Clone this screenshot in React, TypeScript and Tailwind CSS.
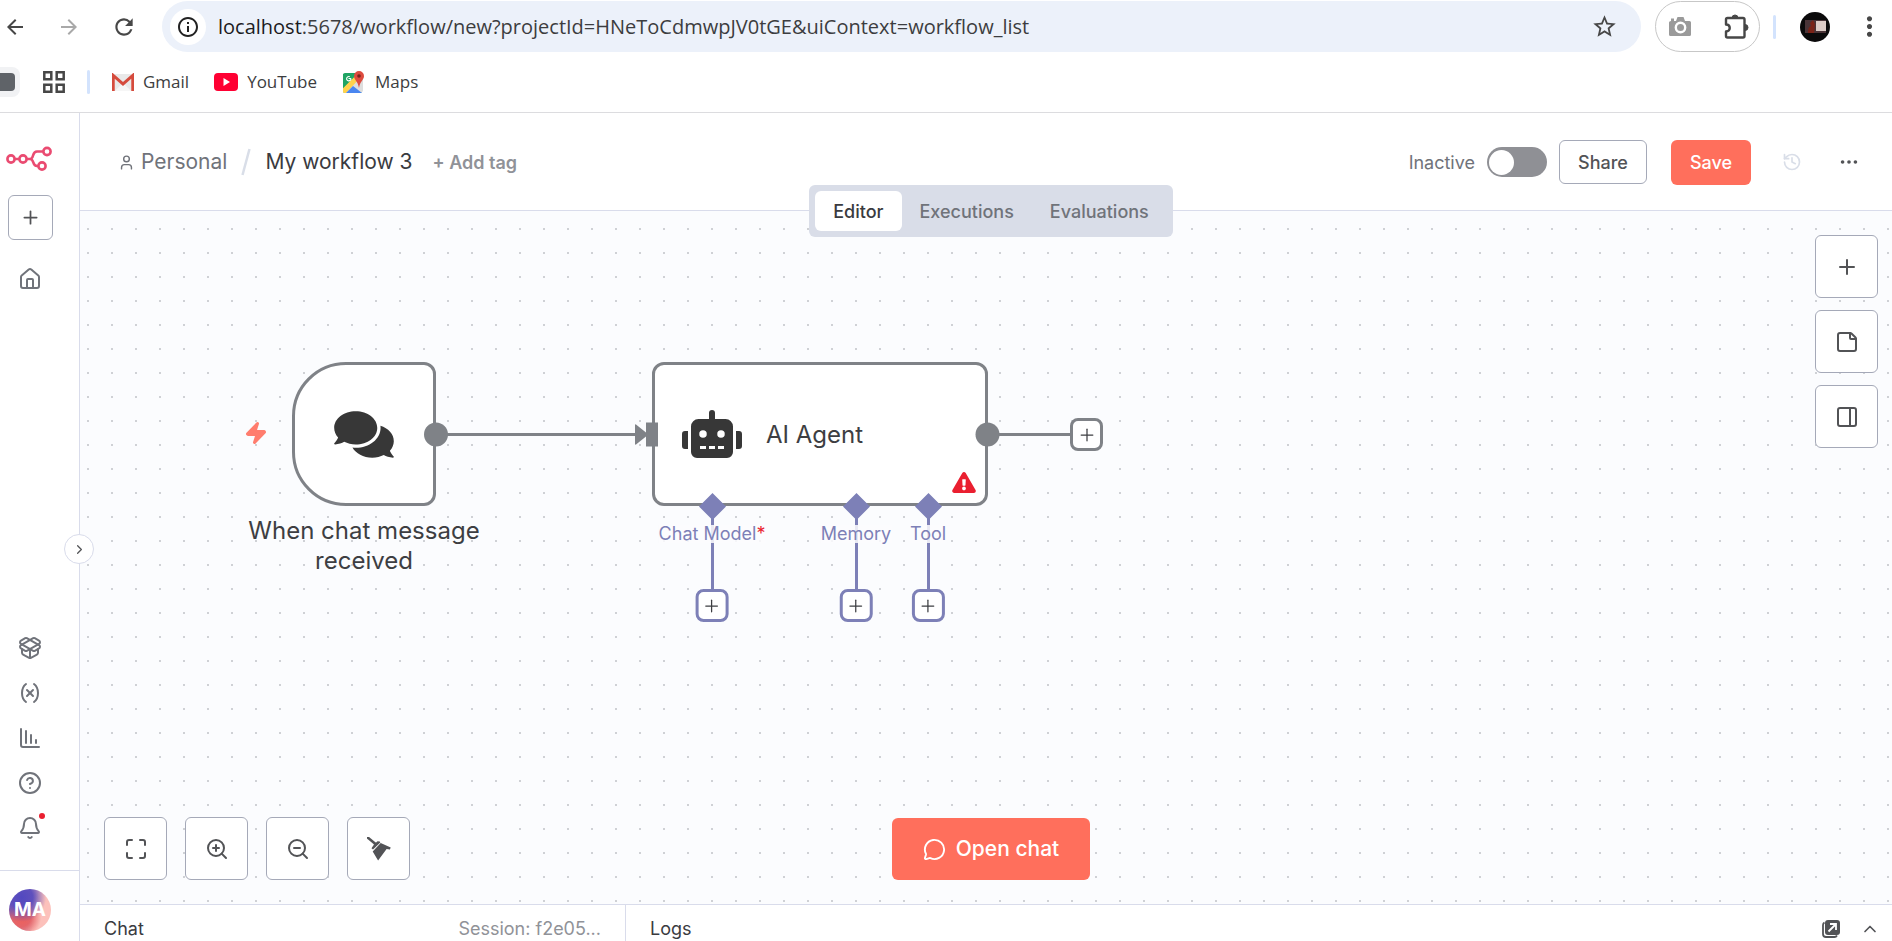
import React from 'react';
import { Bell, ChartColumnDecreasing, ChevronRight, ChevronUp, CircleHelp, Ellipsis, History, House, Maximize, MessageCircle, PackageOpen, PanelRight, Plus, StickyNote, User, Variable, Zap, ZoomIn, ZoomOut } from 'lucide-react';
import { FaComments, FaExclamationTriangle, FaRobot } from 'react-icons/fa';
import { MdArrowBack, MdArrowForward, MdInfoOutline, MdRefresh, MdStarBorder, MdMoreVert } from 'react-icons/md';

function GmailLogo() {
  return (
    <svg viewBox="0 0 24 18" className="h-[18px] w-[22px]" preserveAspectRatio="none" aria-hidden="true">
      <path d="M3 1h18v17H3z" fill="#e9e9e9" />
      <path d="M3 18 12 10l9 8z" fill="#f6f6f6" />
      <path d="M1.500 18V2.500L12 11l10.500-8.500V18" fill="none" stroke="#d54b3d" strokeWidth="3" />
    </svg>
  );
}

function YouTubeLogo() {
  return (
    <svg viewBox="0 0 24 18" className="h-[18px] w-6" aria-hidden="true">
      <rect width="24" height="18" rx="4" fill="#ff0033" />
      <path d="m9.500 5 6.500 4-6.500 4z" fill="#fff" />
    </svg>
  );
}

function MapsLogo() {
  return (
    <svg viewBox="0 0 24 24" className="size-6" aria-hidden="true">
      <rect x="1" y="3" width="19" height="20" rx="2" fill="#1fa463" />
      <path d="M2 22 18 6l3 3v12l-2 2H3z" fill="#dedede" />
      <path d="M1 18 15 4l4 3L4 23H2l-1-1z" fill="#ffd24c" />
      <path d="M1 4h14L1 18z" fill="#1fa463" />
      <path d="m4 23 7-7 9 7z" fill="#4a86f0" />
      <path d="M9 8.500H6.500M9 8.500A2.200 2.200 0 1 1 7.800 6.700" fill="none" stroke="#fff" strokeWidth="1.100" />
      <path d="M17 1a5 5 0 0 1 5 5c0 4-4 5-5 12-1-7-5-8-5-12a5 5 0 0 1 5-5z" fill="#dd4b3e" />
      <circle cx="17" cy="6" r="1.800" fill="#7a231d" />
    </svg>
  );
}

function CameraIcon() {
  return (
    <svg viewBox="0 0 24 22" className="h-[22px] w-6" aria-hidden="true">
      <path d="M3 2.500h3V5h2l1.500-4h6L17 5h4.500A1.500 1.500 0 0 1 23 6.500v12a1.500 1.500 0 0 1-1.500 1.500h-19A1.500 1.500 0 0 1 1 18.500v-12Q1 5 3 5z" fill="#9a9a9a" />
      <circle cx="12.500" cy="11.500" r="4.700" fill="none" stroke="#fff" strokeWidth="2.400" />
    </svg>
  );
}

function ExtensionIcon() {
  return (
    <svg viewBox="0 0 26 26" className="size-[26px]" aria-hidden="true">
      <path d="M3 5.500q0-1.500 1.500-1.500H20q1.500 0 1.500 1.500V22q0 1.500-1.500 1.500H4.500Q3 23.500 3 22v-4.500c5 0 5-7 0-7z" fill="none" stroke="#474747" strokeWidth="2.400" strokeLinejoin="round" />
      <path d="M9 4a3 3 0 0 1 6 0zM22 10.500a3 3 0 0 1 0 6z" fill="#474747" stroke="#474747" />
    </svg>
  );
}

function N8nLogo() {
  return (
    <svg viewBox="1 0 46 24" className="h-6 w-[46px] overflow-visible" fill="none" stroke="#ea4b71" strokeWidth="2.600" aria-label="n8n">
      <circle cx="5" cy="12" r="3.600" />
      <circle cx="17" cy="12" r="3.600" />
      <circle cx="41" cy="4.500" r="3.600" />
      <circle cx="36" cy="19" r="3.600" />
      <path d="M8.600 12h4.800M20.600 12H24c4.500 0 1.500-7.500 7-7.500h6.400M24 12c4.500 0 2 7 7 7h1.400" />
    </svg>
  );
}

function Broom() {
  return (
    <svg viewBox="0 0 24 24" className="size-6" fill="#525356" aria-hidden="true">
      <path d="M1 .8 8.500 7" stroke="#525356" strokeWidth="2.600" strokeLinecap="round" />
      <path d="M4.500 11.200 7 7.500l3.500-3.200 2.300.2.500 1-7.300 7z" />
      <path d="m13.700 6 10 4.600-.8 1.900-3.300-.5-8.500 11.500-5.400-9z" />
    </svg>
  );
}

function PopOut() {
  return (
    <svg viewBox="0 0 20 20" className="size-5" aria-hidden="true">
      <path d="M3.500 3.500A3 3 0 0 0 2 6v9a3 3 0 0 0 3 3h8.500a3 3 0 0 0 2.500-1.500" fill="none" stroke="#525356" strokeWidth="1.800" />
      <rect x="4" y="1" width="15" height="15" rx="3" fill="#525356" />
      <path d="m7.500 12.500 7-7M9 5h6v6" fill="none" stroke="#fff" strokeWidth="1.800" />
    </svg>
  );
}

function BrowserChrome() {
  return (
    <header className="flex h-[113px] shrink-0 flex-col border-b border-[#dcdcdf] bg-white font-['Open_Sans','Noto_Sans',sans-serif] text-[#3c3d40]">
      <div className="flex h-[52px] items-center pt-px">
        <nav className="flex w-[162px] items-center gap-[30px] pl-[3px]">
          <button aria-label="Back"><MdArrowBack className="size-6 text-[#474747]" /></button>
          <button aria-label="Forward"><MdArrowForward className="size-6 text-[#a9a9a9]" /></button>
          <button aria-label="Reload"><MdRefresh className="size-[26px] text-[#474747]" /></button>
        </nav>
        <div className="flex h-[51px] flex-1 items-center rounded-full bg-[#ecf1fa] pr-[23px] pl-2">
          <button aria-label="Site information" className="mr-3 flex size-9 items-center justify-center rounded-full bg-white">
            <MdInfoOutline className="size-6 text-[#222]" />
          </button>
          <div className="flex-1 text-[20px]">
            <span className="text-[#1c1c1e]">localhost</span>:5678/workflow/new?projectId=HNeToCdmwpJV0tGE&amp;uiContext=workflow_list
          </div>
          <button aria-label="Bookmark this tab"><MdStarBorder className="size-[27px] text-[#474747]" /></button>
        </div>
        <div className="ml-3.5 flex h-[51px] w-[105px] items-center justify-between rounded-full border border-[#c7c7c7] pr-2.5 pl-3">
          <button aria-label="Capture"><CameraIcon /></button>
          <button aria-label="Extensions"><ExtensionIcon /></button>
        </div>
        <span className="ml-[13px] h-6 w-[3px] rounded bg-[#d3e3fd]" />
        <button aria-label="Profile" className="ml-6">
          <svg viewBox="0 0 30 30" className="size-[30px]" aria-hidden="true">
            <circle cx="15" cy="15" r="15" fill="#0b0a0b" />
            <path d="M5 8h21v13H5z" fill="#4a3438" />
            <path d="M16 9h10v10H16z" fill="#dccbc6" />
            <path d="M8 21c0-5 1-6 3-7l-1-3 3-3 2 4-1 9z" fill="#7a2318" />
          </svg>
        </button>
        <button aria-label="Browser menu" className="mr-[7px] ml-6"><MdMoreVert className="size-[31px] text-[#474747]" /></button>
      </div>
      <div className="flex h-[60px] items-center text-[17px]">
        <button aria-label="Tab group" className="flex h-[30px] w-5 items-center rounded-r-lg bg-[#f1f2f4]">
          <span className="h-[18px] w-[15px] rounded-r-sm bg-[#5f6368]" />
        </button>
        <button aria-label="Apps" className="ml-[22px]">
          <svg viewBox="0 0 24 24" className="size-6" fill="none" stroke="#474747" strokeWidth="2.500" aria-hidden="true">
            <path d="M2.300 2.300h7v7h-7zM14.700 2.300h7v7h-7zM2.300 14.700h7v7h-7zM14.700 14.700h7v7h-7z" />
          </svg>
        </button>
        <span className="ml-[21px] h-6 w-[3px] rounded bg-[#d3e3fd]" />
        <a href="#gmail" className="ml-[22px] flex items-center gap-[9px]"><GmailLogo />Gmail</a>
        <a href="#youtube" className="ml-[25px] flex items-center gap-[9px]"><YouTubeLogo />YouTube</a>
        <a href="#maps" className="ml-[25px] flex items-center gap-[9px]"><MapsLogo />Maps</a>
      </div>
    </header>
  );
}

function SideBar() {
  return (
    <aside className="relative flex w-20 shrink-0 flex-col border-r border-[#d9dceb] bg-white text-[#70737a]">
      <div className="flex w-[60px] flex-1 flex-col items-center pt-[34px]">
        <N8nLogo />
        <button aria-label="Add" className="mt-6 flex size-[45px] items-center justify-center rounded-md border border-[#a5a9b8] text-[#525356]">
          <Plus size={21} />
        </button>
        <a href="#home" aria-label="Home" className="mt-[27px]"><House size={24} /></a>
        <div className="mt-auto mb-[30px] flex flex-col gap-[21px]">
          <a href="#templates" aria-label="Templates"><PackageOpen size={24} /></a>
          <a href="#variables" aria-label="Variables"><Variable size={24} /></a>
          <a href="#insights" aria-label="Insights"><ChartColumnDecreasing size={24} /></a>
          <a href="#help" aria-label="Help"><CircleHelp size={24} /></a>
          <a href="#whatsnew" aria-label="What's new" className="relative">
            <Bell size={24} />
            <span className="absolute -top-[3px] -right-[3px] size-1.5 rounded-full bg-[#ea1f30]" />
          </a>
        </div>
      </div>
      <div className="flex h-[71px] items-start border-t border-[#d9dceb] pt-[18px] pl-[9px]">
        <button className="size-[42px] rounded-full bg-[radial-gradient(circle_at_30%_20%,#5248c0_0%,#5f50bd_25%,transparent_55%),radial-gradient(circle_at_30%_68%,#ef5f58_0%,#e56468_22%,transparent_48%),linear-gradient(100deg,#7a64b8_10%,#fcc1bb_62%)] text-[19px] font-bold text-white">MA</button>
      </div>
      <button aria-label="Expand sidebar" className="absolute top-[421px] -right-[15px] z-10 flex size-[30px] items-center justify-center rounded-full border border-[#d9dceb] bg-white">
        <ChevronRight size={15} className="text-[#525356]" />
      </button>
    </aside>
  );
}

function WorkflowHeader() {
  return (
    <div className="flex h-[98px] shrink-0 items-center border-b border-[#d9dceb] bg-white pt-px pr-8 pl-[38px]">
      <a href="#personal" className="flex items-center gap-1.5 text-[21px] text-[#70737a]"><User size={17} />Personal</a>
      <svg viewBox="0 0 10 28" className="mx-3.5 h-7 w-2.5" aria-hidden="true"><path d="M8.500 1 1.500 27" stroke="#d9dee8" strokeWidth="2.500" /></svg>
      <h1 className="text-[21px] text-[#3a3b3f]">My workflow 3</h1>
      <button className="ml-5 text-[18px] font-semibold text-[#909298]">+ Add tag</button>
      <label className="ml-auto flex items-center gap-3 text-[18px] text-[#70737a]">
        Inactive
        <input type="checkbox" role="switch" className="peer sr-only" />
        <span className="flex h-[30px] w-[60px] items-center rounded-full bg-[#8f9095] pl-0.5"><span className="size-[25px] rounded-full bg-white" /></span>
      </label>
      <button className="ml-3 h-11 w-22 rounded-md border border-[#a5a9b8] text-[18px] font-medium text-[#525356]">Share</button>
      <button className="ml-6 h-[45px] w-20 rounded-md bg-[#ff6f5c] text-[18px] font-medium text-white">Save</button>
      <button aria-label="Workflow history" className="ml-[31px] text-[#d9dee8]"><History size={20} /></button>
      <button aria-label="More" className="ml-9 text-[#525356]"><Ellipsis size={22} /></button>
    </div>
  );
}

const square = 'flex size-[63px] items-center justify-center rounded-md border border-[#a5a9b8] bg-white text-[#525356]';

const inputs = [
  { name: 'Chat Model', required: true, x: 'left-[632px]' },
  { name: 'Memory', required: false, x: 'left-[776px]' },
  { name: 'Tool', required: false, x: 'left-[848px]' },
];

function Nodes() {
  return (
    <div className="absolute inset-0 text-[#3d3e42]">
      <svg className="absolute top-0 left-0 h-[500px] w-[1100px]" aria-hidden="true">
        <path d="M356 223.500h200M908 223.500h84" stroke="#7f8287" strokeWidth="3" />
        <path d="M632.500 296v84M776.500 296v84M848.500 296v84" stroke="#7d80b7" strokeWidth="3" />
      </svg>

      <Zap size={24} className="absolute top-[210px] left-[164px] fill-[#ff7d6e] text-[#ff7d6e]" />
      <div className="absolute top-[151px] left-[212px] flex size-36 items-center justify-center rounded-l-[54px] rounded-r-xl border-3 border-[#7f8287] bg-white">
        <FaComments className="h-[53px] w-[60px] text-[#373737]" />
      </div>
      <p className="absolute top-[305px] left-[144px] w-[280px] text-center text-[24px]/[30px]">When chat message<br />received</p>

      <div className="absolute top-[151px] left-[572px] flex h-36 w-[336px] items-center gap-6 rounded-xl border-3 border-[#7f8287] bg-white pl-[27px]">
        <FaRobot className="h-12 w-[60px] text-[#373737]" />
        <span className="pt-0.5 text-[24px]">AI Agent</span>
      </div>
      <FaExclamationTriangle className="absolute top-[261px] left-[872px] h-[21px] w-6 text-[#ea1f30]" />

      <svg className="pointer-events-none absolute top-0 left-0 h-[500px] w-[1100px]" aria-hidden="true">
        <circle cx="356" cy="223.500" r="12" fill="#7f8287" />
        <circle cx="907.500" cy="223.500" r="12" fill="#7f8287" />
        <path d="M555 214v19q0 1 1 .5l10-8v10h12v-24h-12v10l-10-8q-1-.5-1 .5z" fill="#7f8287" />
        <path d="m632.500 282 13.500 13.500-13.500 13.500-13.500-13.500zM776.500 282l13.500 13.500-13.500 13.500-13.500-13.500zM848.500 282l13.500 13.500-13.500 13.500-13.500-13.500z" fill="#7d80b7" />
      </svg>
      <button aria-label="Add next node" className="absolute top-[207px] left-[990px] flex size-[33px] items-center justify-center rounded-lg border-3 border-[#7f8287] bg-white"><Plus size={20} strokeWidth={1.5} /></button>
      {inputs.map((i) => (
        <div key={i.name} className={`absolute top-[314px] flex -translate-x-1/2 flex-col items-center ${i.x}`}>
          <span className="bg-[#fbfcfe]/85 text-[18px]/[18px] whitespace-nowrap text-[#7d80b7]">{i.name}{i.required && <span className="text-[#ea1f30]">*</span>}</span>
          <button aria-label={`Add ${i.name}`} className="mt-[46px] flex size-[33px] items-center justify-center rounded-lg border-3 border-[#7d80b7] bg-white"><Plus size={20} strokeWidth={1.5} /></button>
        </div>
      ))}
    </div>
  );
}

function Canvas() {
  return (
    <section className="relative flex flex-1 flex-col justify-between bg-[#fbfcfe] bg-[radial-gradient(circle_at_8px_18px,#cfd1d5_0px,#cfd1d5_1px,transparent_1px)] bg-size-[24px_24px]">
      <Nodes />
      <div className="absolute inset-x-0 -top-[26px] flex justify-center pl-2.5">
        <div className="flex h-[52px] items-center rounded-md bg-[#d9dde8] px-1.5 text-[18px] font-medium text-[#70737a]" role="tablist">
          <button role="tab" aria-selected="true" className="h-10 rounded-md bg-white px-[18px] text-[#3a3b3f]">Editor</button>
          <button role="tab" aria-selected="false" className="h-10 px-[18px]">Executions</button>
          <button role="tab" aria-selected="false" className="h-10 px-[18px]">Evaluations</button>
        </div>
      </div>
      <div className="relative mt-6 mr-3.5 flex flex-col gap-3 self-end">
        <button aria-label="Add node" className={square}><Plus size={24} /></button>
        <button aria-label="Add sticky note" className={square}><StickyNote size={24} /></button>
        <button aria-label="Toggle panel" className={square}><PanelRight size={24} /></button>
      </div>
      <div className="relative mb-6 ml-6 flex gap-[18px]">
        <button aria-label="Fit view" className={square}><Maximize size={24} /></button>
        <button aria-label="Zoom in" className={square}><ZoomIn size={24} /></button>
        <button aria-label="Zoom out" className={square}><ZoomOut size={24} /></button>
        <button aria-label="Tidy up" className={square}><Broom /></button>
      </div>
      <div className="pointer-events-none absolute inset-x-0 bottom-6 flex justify-center pl-2.5">
        <button className="pointer-events-auto flex h-[62px] w-[198px] items-center justify-center gap-2.5 rounded-md bg-[#ff6f5c] text-[21px] font-medium text-white"><MessageCircle size={23} />Open chat</button>
      </div>
    </section>
  );
}

function BottomPanel() {
  return (
    <footer className="flex h-[37px] shrink-0 overflow-hidden border-t border-[#d9dceb] bg-white text-[18px]/[24px] text-[#3a3b3f]">
      <div className="flex w-[546px] justify-between border-r border-[#d9dceb] pt-3 pr-6 pl-6">
        <h2>Chat</h2>
        <span className="text-[#909298]">Session: f2e05...</span>
      </div>
      <div className="flex flex-1 items-start pt-3 pl-6">
        <h2>Logs</h2>
        <button aria-label="Pop out" className="mt-0.5 ml-auto"><PopOut /></button>
        <button aria-label="Open panel" className="mt-0.5 mr-3 ml-[19px]"><ChevronUp size={20} className="text-[#525356]" /></button>
      </div>
    </footer>
  );
}

export default function App() {
  return (
    <div className="flex h-screen flex-col overflow-hidden bg-white font-['Inter',sans-serif]">
      <BrowserChrome />
      <div className="flex min-h-0 flex-1">
        <SideBar />
        <main className="flex min-w-0 flex-1 flex-col">
          <WorkflowHeader />
          <Canvas />
          <BottomPanel />
        </main>
      </div>
    </div>
  );
}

:::::

**What needs to be done:**
Restate the data word for word from its first line through the line with "MdRefresh, MdStarBorder, MdMoreVert", leaving out any picture along the way.

**Complete answer:**
Clone this screenshot in React, TypeScript and Tailwind CSS.
import React from 'react';
import { Bell, ChartColumnDecreasing, ChevronRight, ChevronUp, CircleHelp, Ellipsis, History, House, Maximize, MessageCircle, PackageOpen, PanelRight, Plus, StickyNote, User, Variable, Zap, ZoomIn, ZoomOut } from 'lucide-react';
import { FaComments, FaExclamationTriangle, FaRobot } from 'react-icons/fa';
import { MdArrowBack, MdArrowForward, MdInfoOutline, MdRefresh, MdStarBorder, MdMoreVert } from 'react-icons/md';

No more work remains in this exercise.